Segundo Luiz Felipe Pinto Lima Graziano, sócio de Giamundo Neto Advogados, após os pareceres, o processo será agora analisado pelo ministro.

"Eventualmente, os autores e amicus curae [partes interessadas] vão se manifestar. Aí já é possível ter uma decisão. Às vezes demora muito, às vezes é um pouco mais rápido. Neste caso específico —tendo em vista toda a repercussão do caso da Sabesp e toda a questão do precedente para o setor de saneamento— , eu não acredito numa decisão muito demorada"

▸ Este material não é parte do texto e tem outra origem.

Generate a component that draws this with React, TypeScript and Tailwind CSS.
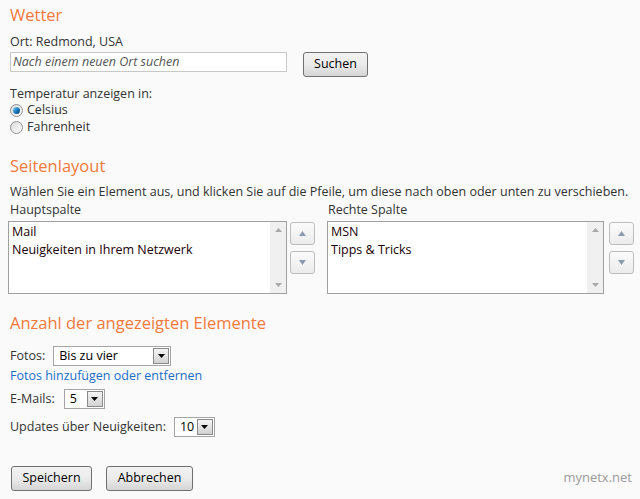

Graziano diz que Mendonça poderia tomar uma decisão individualmente suspendendo a vigência deste artigo. "Mas eu acho pouco provável. Ele vai disponibilizar o voto aos colegas e levar a plenário."

De acordo com o advogado, caso o Supremo decida que o trecho do decreto é inconstitucional, somente a parte contestada cai. "O STF pode decidir por uma modulação dos efeitos, preservando as decisões havidas até o momento, ou pode anular todas as decisões tomadas com base nesse dispositivo", afirma. "Eu acho bastante provável que haja uma modulação, respeitando as decisões e estabelecendo um prazo para adequação do instrumento", acrescenta.

Parecer da PGR discorda de outros pedidos da oposição

A manifestação da Procuradoria conclui pela admissão parcial da ação protocolada pelo PT e PSOL. Demais pedidos de inconstitucionalidade foram desconsiderados, como um que questionava a competência das Uraes para deliberar acerca da celebração de contratos, convênios e parcerias.

Segundo o parecer, quando a titularidade do serviço é compartilhada, as competências também o são. Por isso, conferir tal poder aos conselhos não viola a legislação federal.

Para Graziano, mesmo que o STF conclua pela inconstitucionalidade do trecho, há poucas chances de que a privatização da Sabesp seja atrasada ou inviabilizada.

"Na verdade, o cenário fica muito mais positivo para o governo do estado, porque as inconstitucionalidades que colocariam o modelo em xeque foram afastadas. O que remanesceu é só uma questão sobre como decidir, que eu acho superimportante. De fato, não faz sentido o estado ter essa preponderância toda, até porque se trata de um serviço municipal", diz.